Oh yes, I have called up one of my friend to get me join a dance class too, I love dancing, dancing is my passion and I would love to sweat like a pig while I pump it up. Aaanyway.... last Saturday I went out with friend to a club, I was quiet adamant to go as two of my gurlfriends already backed off so it jus lessened my excitement. I called up baby and asked him to come along, being one of a prey of the same organization, he refused to come, he might be planning to go home asap and just hit the hay. This is what happen to us at the end of the day cuz our work just drain away the energy out  of us, we don't even get time to have a cat nap actually. So I don't have any doubt of asking him why he does not wanna join, understandably I would do the same if I wouldn't be a person who likes partying and some how he doesn't like clubbing much. Baby thinks two is a company and three is a crowd, I am so opposite to him, we are so unlike each other so what opposite attracts darling!
< Cut to >

So I needed someone to suggest me if I should go to the party, I am very pathetic in deciding anything. So baby told me to go as I was planning it since a week. I think I was jus needing someone's approval, anyone who would tell me to go to the party... hahahah. I called up Bebo and told her that I am all in. So we met near my work place after my work got over. We went for a fag and bitched about the friends who did not turn up for the party.
 
We are the best in it...

 After we were done, we went to Subway, grabbed a veg sandwich (stomach should be all peaceful while we jump like a jack) Then we headed to a restroom of a mall nearby and got ready...

Short Dress... Check!!

High Heels Stilettos.... Check!!

Make Up....Check Check!!

Hair.... Check!!

Clutch with a lip gloss and a kajal inside.... Check Check!! (though we are not gonna open it ones even)
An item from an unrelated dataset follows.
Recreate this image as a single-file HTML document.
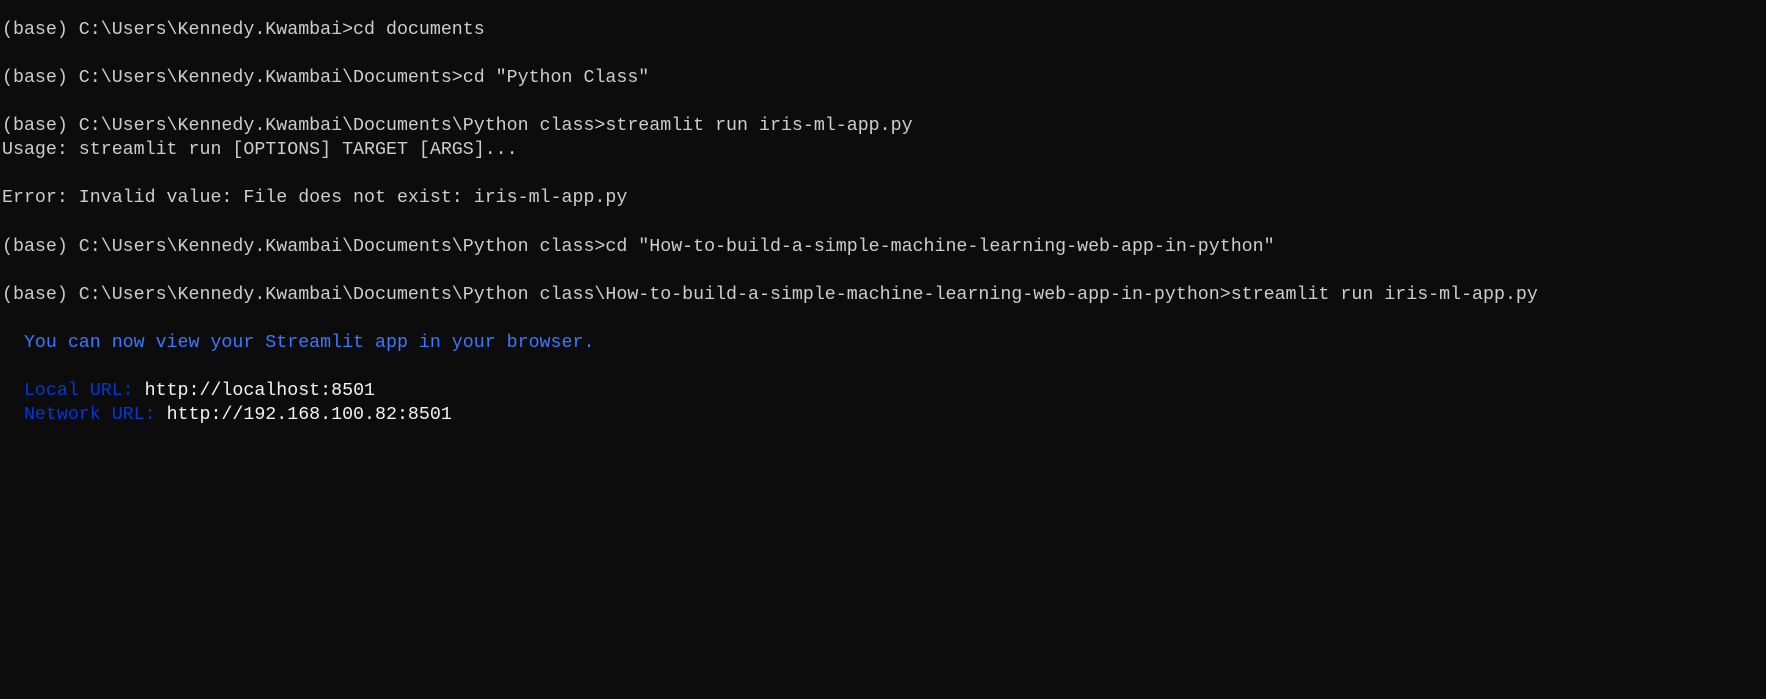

Yeah baby, we are all set to paint the town red! We reached the place. I was so surprised to see that people still remember me even after my partying hiatus. I had loads of fun, after a long time I danced up a storm..Alhamdullilah, such energy after such a hectic work day even. I am blessed with the quality of a red bull I guess! We danced in all kind of numbers, from trance to desi beats. Thus the  party got over and I was very happy with my decision of calling my baby and asked him about the party, I was not so excited to go before he called me... but then all's well that ends well.

P.S.  I did not drink since lent season is going on.. I am away from alcohol though cookie did not fail to indulge in committing sin. Every time I smoke I say sorry to God (that's so stupid of me).

Anyway here are few pics from the party for y'all, aaaaaanjoy!!


This is what I wore for the party :)

My gurlfriend, My Bebo.. mwah! (party planner)



My dancing buddy.. he is so electrifying!



poor guy  didn't get the time to change even :(








I was so tired, My feet were begging for some fresh air.







        

Sunday, 30 March 2014

Karma Slaps Hard Baby!!

Hello Ladies!!
  I dunno why I am feeling so content today while I am writing this post, If y'all are regular on my post then you must remember I talked about a Bitch. How the fight took place and she went on and on by throwing nails at me, and I couldn't do much but saying bad things to her as well, though twas not as much the level she was downgrading herself.. You see, that's not my forte.
 She went on saying bad things about me and anything regarded myself. She started bitching from my upbringing to my personal relationship!! She cursed my parents, raised questions on my character and at last never spared my fiancée as well. I remember her bitter words which went down inside my heart and it never cease to hurt me every time I see her Ex (who is supposedly my best friend)... I would never taken her shits if I would never believed in Karma . Yes I strongly believe in the power of God Almighty , I believe in His justice.. when He talks everything become dumb! He has his own incredible way to punish the sinners and He never offended me in my prayers. I tell you the day the fight took place, I went back home and prayed to God , I said "God, I pray for the person who hurt me, so that she gets the ability to know the good and the bad, to control on the evil side of her mind and heart, If I did wrong to her never hesitate to punish me and if she did wrong to me, show it to her in your own way"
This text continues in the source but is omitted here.